ORAN- The city of Oran, which is preparing to host the 19th edition of the Mediterranean Games, has a rich history, and today aspires to a bright future that is commensurate with its ambitions.
The city has remained, throughout this history, one of the most important scientific and cultural centers of the Maghreb region and a fortress resisting the assaults of invaders from the northern shore of the Mediterranean.
According to a majority of historians, the foundation of the city of Oran dates back to the year 902 of our era when Andalusian travelers settled there to benefit from the port of Mers El-Kébir to develop their trade. IIt became a base for trade with the North African hinterland, and it developed commercially owing to its sea connections with Europe. It became the port for the North African kingdom of Tlemcen in 1437 and also was an entrepôt for trade with the Sudan.
Over time, the inhabitants of the bordering regions joined them, allowing the extension of its urbanization and the increase in the density of its population, thanks to its position overlooking the Mediterranean. Oran had acquired strategic maritime, economic and cultural importance.
However, the core of the city dates back to ancient Berber times when the small village of Ifri was built on the left bank of the “Oued R’hi”, known as “Ras El-Aïn”, according to the historian Yahia Bouâziz, who, in his book entitled “The city of Oran through history”, estimated that migrants from Andalusia made the “second foundation” of the city.
A center of intellectual and cultural influence
Over the centuries, Oran has been subject to the domination of the Fatimids, Almoravids, Almohades, Zianids, Hafsids and Marinids. It has known the foundation of many schools, becoming one of the main cities of the country where science and literature flourished.

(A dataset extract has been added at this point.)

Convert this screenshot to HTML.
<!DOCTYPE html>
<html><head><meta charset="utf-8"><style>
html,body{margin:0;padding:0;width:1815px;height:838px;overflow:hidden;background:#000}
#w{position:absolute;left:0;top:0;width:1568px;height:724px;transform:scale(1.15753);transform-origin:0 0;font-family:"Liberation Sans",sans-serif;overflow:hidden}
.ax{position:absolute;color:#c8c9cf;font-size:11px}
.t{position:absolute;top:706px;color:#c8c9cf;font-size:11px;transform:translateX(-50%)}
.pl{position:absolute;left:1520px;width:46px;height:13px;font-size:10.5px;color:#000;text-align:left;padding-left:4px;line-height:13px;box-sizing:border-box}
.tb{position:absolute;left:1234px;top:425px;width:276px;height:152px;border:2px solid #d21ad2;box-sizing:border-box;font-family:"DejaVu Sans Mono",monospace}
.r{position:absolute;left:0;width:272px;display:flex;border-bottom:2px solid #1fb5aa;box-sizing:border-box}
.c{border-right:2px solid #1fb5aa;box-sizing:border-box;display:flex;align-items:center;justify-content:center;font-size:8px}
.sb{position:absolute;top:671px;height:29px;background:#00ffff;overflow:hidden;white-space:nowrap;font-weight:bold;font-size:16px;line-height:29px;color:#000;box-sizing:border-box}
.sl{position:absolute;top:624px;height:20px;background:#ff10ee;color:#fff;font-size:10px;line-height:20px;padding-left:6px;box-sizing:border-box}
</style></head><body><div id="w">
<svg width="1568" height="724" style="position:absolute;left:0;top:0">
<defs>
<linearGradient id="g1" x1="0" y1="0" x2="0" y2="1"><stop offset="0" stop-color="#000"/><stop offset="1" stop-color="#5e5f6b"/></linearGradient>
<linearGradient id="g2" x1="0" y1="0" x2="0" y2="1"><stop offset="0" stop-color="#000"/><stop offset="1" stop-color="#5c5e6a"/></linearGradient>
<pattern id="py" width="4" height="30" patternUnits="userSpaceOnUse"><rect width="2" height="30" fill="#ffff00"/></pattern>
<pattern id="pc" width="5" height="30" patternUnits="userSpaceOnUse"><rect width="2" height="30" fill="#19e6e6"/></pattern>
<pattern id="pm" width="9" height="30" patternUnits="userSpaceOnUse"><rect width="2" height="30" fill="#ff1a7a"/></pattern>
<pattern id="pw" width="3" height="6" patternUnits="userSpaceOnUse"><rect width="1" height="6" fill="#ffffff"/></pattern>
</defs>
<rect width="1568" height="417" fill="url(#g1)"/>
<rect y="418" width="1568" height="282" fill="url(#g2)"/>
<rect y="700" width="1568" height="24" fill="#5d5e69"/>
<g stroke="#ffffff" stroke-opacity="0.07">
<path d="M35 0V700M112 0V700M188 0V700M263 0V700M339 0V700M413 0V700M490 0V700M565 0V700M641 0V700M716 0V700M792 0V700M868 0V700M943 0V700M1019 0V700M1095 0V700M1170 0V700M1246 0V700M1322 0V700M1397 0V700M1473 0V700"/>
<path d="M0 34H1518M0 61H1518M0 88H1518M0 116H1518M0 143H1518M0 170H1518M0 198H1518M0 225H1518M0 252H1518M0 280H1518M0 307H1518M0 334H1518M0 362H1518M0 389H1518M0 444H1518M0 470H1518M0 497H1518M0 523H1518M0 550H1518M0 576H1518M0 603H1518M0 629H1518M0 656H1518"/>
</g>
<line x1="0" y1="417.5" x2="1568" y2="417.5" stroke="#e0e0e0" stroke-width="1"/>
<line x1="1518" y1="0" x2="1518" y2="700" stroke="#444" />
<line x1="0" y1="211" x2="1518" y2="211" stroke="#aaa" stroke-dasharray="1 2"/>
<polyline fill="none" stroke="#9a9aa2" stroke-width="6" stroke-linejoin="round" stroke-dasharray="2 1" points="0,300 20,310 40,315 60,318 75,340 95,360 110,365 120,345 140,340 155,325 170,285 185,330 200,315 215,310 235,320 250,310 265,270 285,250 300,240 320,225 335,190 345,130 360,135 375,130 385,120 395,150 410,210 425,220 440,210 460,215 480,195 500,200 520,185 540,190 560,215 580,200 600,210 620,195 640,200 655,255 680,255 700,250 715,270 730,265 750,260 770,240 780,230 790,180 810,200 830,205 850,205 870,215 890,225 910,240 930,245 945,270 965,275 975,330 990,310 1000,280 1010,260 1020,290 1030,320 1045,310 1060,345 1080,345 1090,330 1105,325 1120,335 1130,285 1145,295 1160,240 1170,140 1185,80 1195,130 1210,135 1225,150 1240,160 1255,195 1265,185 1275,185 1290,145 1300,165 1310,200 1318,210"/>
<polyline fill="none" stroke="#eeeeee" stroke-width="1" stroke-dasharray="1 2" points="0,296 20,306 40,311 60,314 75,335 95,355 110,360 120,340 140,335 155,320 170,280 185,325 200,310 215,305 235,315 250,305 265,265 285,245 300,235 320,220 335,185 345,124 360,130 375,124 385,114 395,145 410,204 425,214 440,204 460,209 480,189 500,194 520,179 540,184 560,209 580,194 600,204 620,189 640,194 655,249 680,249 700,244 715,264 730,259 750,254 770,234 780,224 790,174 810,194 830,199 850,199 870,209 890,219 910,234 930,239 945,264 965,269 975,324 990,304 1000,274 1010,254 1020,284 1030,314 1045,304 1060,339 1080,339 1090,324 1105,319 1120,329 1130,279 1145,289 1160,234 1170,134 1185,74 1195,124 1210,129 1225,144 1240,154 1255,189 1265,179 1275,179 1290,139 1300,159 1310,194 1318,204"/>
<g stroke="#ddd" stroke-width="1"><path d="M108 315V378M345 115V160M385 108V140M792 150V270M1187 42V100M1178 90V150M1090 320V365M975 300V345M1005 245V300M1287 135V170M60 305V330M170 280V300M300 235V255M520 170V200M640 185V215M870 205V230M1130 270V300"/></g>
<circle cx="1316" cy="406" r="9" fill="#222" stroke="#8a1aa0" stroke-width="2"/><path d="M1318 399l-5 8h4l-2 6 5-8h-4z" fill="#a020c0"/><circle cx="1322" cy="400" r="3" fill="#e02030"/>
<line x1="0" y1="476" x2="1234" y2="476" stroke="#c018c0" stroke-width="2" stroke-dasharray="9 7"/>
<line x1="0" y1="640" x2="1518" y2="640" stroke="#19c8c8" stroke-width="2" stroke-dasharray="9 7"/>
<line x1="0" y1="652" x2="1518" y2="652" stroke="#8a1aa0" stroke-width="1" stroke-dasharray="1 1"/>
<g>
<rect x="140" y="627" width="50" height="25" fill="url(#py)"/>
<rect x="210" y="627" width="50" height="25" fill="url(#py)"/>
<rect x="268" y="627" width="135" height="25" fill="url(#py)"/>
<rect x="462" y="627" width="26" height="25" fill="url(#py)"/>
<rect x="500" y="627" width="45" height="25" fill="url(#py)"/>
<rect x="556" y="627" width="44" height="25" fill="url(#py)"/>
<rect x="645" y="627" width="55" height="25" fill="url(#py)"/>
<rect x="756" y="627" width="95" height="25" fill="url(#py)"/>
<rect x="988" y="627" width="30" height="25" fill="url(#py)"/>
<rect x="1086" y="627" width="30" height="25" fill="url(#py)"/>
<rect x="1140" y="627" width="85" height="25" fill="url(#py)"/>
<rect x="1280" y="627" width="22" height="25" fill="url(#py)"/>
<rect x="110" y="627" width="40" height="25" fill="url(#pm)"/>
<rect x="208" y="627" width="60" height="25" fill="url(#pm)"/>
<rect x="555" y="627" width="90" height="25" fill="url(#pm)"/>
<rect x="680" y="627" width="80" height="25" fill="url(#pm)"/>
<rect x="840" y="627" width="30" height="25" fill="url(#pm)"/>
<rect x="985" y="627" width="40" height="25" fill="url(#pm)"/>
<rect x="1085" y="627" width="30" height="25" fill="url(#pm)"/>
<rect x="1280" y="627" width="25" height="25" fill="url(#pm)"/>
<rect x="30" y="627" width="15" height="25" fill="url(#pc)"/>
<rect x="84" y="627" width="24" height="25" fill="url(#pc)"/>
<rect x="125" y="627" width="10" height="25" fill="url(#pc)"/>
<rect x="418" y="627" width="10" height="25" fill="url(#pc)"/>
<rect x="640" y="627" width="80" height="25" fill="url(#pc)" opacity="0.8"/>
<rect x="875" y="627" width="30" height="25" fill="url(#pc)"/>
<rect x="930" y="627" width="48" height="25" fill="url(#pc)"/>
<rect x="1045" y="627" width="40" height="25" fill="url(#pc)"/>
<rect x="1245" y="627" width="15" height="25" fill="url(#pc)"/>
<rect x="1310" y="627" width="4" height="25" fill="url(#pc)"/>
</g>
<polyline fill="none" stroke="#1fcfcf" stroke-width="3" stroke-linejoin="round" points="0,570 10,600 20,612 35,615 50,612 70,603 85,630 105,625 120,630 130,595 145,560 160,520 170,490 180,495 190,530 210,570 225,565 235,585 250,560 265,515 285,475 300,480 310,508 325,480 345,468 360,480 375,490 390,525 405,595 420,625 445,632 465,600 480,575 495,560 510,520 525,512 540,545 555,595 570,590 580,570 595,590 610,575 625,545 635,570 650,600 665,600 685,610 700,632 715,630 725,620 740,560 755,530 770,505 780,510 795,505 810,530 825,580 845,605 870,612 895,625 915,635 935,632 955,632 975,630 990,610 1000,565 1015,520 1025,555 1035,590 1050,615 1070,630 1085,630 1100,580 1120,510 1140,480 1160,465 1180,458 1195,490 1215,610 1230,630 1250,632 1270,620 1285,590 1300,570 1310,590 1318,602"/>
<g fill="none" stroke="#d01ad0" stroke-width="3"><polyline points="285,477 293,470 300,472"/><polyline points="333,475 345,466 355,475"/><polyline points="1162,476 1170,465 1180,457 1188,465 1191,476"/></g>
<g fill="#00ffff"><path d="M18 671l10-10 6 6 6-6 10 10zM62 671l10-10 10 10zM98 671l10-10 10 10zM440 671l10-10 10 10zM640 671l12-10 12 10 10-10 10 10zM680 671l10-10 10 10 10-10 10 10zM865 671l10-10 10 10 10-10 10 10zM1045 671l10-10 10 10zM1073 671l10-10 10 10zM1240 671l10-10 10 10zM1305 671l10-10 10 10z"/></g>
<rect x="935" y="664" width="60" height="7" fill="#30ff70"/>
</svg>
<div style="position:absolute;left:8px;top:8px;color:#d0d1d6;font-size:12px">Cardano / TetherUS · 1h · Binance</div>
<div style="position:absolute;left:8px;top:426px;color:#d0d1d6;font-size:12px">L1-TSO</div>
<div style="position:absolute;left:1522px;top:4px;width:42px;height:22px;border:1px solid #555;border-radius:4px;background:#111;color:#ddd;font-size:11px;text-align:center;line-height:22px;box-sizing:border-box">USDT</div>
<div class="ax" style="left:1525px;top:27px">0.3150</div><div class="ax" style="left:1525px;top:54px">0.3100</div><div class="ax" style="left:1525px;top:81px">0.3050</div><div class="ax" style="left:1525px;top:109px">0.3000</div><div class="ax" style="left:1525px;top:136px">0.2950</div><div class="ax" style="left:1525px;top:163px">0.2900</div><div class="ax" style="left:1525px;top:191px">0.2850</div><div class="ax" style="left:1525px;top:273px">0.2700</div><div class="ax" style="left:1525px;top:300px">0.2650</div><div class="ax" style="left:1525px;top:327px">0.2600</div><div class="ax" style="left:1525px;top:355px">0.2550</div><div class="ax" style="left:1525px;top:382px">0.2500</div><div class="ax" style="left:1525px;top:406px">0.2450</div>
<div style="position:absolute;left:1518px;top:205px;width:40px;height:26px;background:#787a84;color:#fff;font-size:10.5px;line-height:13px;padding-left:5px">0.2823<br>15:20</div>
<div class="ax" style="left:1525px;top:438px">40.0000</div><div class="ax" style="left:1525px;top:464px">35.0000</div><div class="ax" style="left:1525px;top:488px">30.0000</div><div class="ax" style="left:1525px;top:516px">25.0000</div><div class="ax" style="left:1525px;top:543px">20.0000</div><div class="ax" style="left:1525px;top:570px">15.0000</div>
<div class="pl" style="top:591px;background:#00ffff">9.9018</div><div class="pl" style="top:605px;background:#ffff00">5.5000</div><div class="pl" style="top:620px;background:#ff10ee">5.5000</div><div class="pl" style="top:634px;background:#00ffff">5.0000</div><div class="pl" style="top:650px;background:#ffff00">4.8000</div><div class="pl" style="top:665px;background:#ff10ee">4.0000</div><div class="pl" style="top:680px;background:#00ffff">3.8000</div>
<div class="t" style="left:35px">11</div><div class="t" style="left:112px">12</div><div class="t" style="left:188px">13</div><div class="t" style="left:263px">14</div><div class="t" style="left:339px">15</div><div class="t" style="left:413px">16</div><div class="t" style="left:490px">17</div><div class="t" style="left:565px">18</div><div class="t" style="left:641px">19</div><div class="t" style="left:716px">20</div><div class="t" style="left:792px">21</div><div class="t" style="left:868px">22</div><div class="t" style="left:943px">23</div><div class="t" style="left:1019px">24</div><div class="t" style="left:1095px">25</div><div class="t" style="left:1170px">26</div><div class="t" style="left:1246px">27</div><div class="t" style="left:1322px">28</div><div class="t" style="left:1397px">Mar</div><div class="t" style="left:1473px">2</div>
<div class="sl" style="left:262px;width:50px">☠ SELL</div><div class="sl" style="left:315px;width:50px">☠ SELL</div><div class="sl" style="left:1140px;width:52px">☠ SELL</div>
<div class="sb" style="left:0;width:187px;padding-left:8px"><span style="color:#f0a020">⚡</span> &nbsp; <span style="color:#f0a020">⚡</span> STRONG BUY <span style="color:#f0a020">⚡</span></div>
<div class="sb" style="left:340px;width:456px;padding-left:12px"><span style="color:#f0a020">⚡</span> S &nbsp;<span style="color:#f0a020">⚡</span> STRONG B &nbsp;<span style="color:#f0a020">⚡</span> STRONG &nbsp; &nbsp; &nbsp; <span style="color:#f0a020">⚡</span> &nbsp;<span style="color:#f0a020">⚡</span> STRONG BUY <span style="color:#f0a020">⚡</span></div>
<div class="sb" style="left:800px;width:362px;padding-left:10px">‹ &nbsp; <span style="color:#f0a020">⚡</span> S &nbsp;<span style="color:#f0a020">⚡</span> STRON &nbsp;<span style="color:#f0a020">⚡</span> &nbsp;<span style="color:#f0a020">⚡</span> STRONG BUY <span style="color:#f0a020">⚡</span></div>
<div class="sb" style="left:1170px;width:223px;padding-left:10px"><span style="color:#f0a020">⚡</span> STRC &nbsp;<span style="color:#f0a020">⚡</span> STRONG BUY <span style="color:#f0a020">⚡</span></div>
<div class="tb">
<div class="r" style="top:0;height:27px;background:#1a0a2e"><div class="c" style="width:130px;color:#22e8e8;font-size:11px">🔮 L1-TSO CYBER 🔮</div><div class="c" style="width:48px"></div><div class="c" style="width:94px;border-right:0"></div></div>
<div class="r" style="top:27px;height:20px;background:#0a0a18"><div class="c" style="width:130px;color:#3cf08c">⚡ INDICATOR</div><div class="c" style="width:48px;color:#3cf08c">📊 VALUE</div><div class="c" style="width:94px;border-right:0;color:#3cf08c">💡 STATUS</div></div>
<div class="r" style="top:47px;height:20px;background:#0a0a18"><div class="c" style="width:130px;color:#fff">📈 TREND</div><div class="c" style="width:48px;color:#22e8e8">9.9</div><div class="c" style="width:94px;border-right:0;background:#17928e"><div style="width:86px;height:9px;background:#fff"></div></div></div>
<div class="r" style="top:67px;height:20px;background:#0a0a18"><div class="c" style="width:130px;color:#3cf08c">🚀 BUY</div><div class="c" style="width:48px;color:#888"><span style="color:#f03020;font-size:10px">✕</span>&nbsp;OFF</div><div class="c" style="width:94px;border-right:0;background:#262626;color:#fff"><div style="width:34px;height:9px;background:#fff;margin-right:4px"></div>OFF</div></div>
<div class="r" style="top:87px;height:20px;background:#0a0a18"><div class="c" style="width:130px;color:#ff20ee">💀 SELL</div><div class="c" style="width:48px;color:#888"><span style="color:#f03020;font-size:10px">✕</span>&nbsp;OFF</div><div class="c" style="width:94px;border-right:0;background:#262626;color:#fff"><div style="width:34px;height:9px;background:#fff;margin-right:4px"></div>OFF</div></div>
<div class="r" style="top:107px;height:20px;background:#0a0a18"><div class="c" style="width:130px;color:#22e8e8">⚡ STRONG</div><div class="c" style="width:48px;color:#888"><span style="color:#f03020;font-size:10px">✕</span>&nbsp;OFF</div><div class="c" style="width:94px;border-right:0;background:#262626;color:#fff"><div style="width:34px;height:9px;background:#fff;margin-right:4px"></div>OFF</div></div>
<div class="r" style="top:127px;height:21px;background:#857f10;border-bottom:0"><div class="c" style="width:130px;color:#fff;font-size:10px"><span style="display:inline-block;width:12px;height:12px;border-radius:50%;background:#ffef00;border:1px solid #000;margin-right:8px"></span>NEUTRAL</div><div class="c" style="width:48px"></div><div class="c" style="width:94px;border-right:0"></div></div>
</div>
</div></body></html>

The city gave birth to personalities of thought, culture and religion, and attracted scholars from different regions, quoted by Benaouda El-Mazari in his book “Touloue Saâd Souôud fi akhbar wahran wa makhzaniha oussoud”, i.e. more than 75 scholars and “awlia” (protector saints), between the 19th and 20th centuries, who worked for the rebirth of the city and participated in the Arab-Islamic civilization in the Muslim world, according to Yahia Bouâziz.
Among these scholars, Cheikh Abou Ishak Abdallah Mohamed El-Ouahrani (10th century), the faqih and Qadi Abou Abdallah Mohamed El-Ouahrani (13th century), the doctor Abou Mohamed Amroune El-Ouahrani (11th century), the writer Ibn Mahrez El-Ouahrani (12th century), Brahim Tazi (15th century), Cheikh Mohamed Benamar El-Houari (1439-1531), the patron saint of Oran, whose name is linked to the city.
A citadel of resistance against invaders
The city of Oran was subject to Spanish-Portuguese raids and the Portuguese occupied it twice. Firstly from 1415 to 1437, taken over by the Zianids. The second from 1471 to 1477. The Spanish then occupied it in the year 1509 and were driven out in 1708, then reoccupied it in 1732.
Oran has also been the subject of operations to alter its memory, sabotage and deform its civilizational, urban, historical, cultural and religious landmarks, notably Arab and Islamic, by the Spaniards.
The final liberation of the city of Oran took place on February 27, 1792, after the siege imposed by the bey of Mascara Mohamed Ben Othmane El-Kebir on the Spanish military garrison of Oran and Mers El-Kebir, as well as the fighting led by volunteers from all regions of the west of the country who inflicted a heavy defeat on the Spaniards and forced them to evacuate the city, as underlined by the professor of history at the University of Oran 1 “Ahmed Ben Bella “, Professor Mohamed Bendjebbour.
After the second liberation, great efforts were made to restore Oran to its glory and its Arab-Islamic dimension, rebuild and repair what had been destroyed, then the French resumed, after having occupied the city in 1831, the process of obliteration of its cultural and civilization markers.
During the National Liberation War, Oran witnessed the first operations of November 1, 1954, led by the group which included the martyr of the guillotine Ahmed Zabana who was responsible for seizing arms in the barracks in the Eckmühl district, among other operations.
Previously, Oran witnessed the operation of the attack, on Monday April 5, 1949, on the Grande Poste by commandos of the Special Organization (OS), which made it possible to obtain funds to finance the armed action against French colonialism.
Since independence, Oran has continued to link its glorious past to its radiant present through numerous urban expansions, revitalizing the commercial, cultural and tourist movement, and developing specialized industrial centers, such as; petrochemicals, steel industry, the automotive industry and the pharmaceutical sector.
Oran, which has three universities and numerous research centers and which has been strengthened by new sports infrastructure, tourist complexes and health establishments, aims to continue its renaissance in all areas. The next edition of the Mediterranean Games will be an opportunity for this city and its inhabitants to display this ambition to become a metropolis in the Mediterranean basin.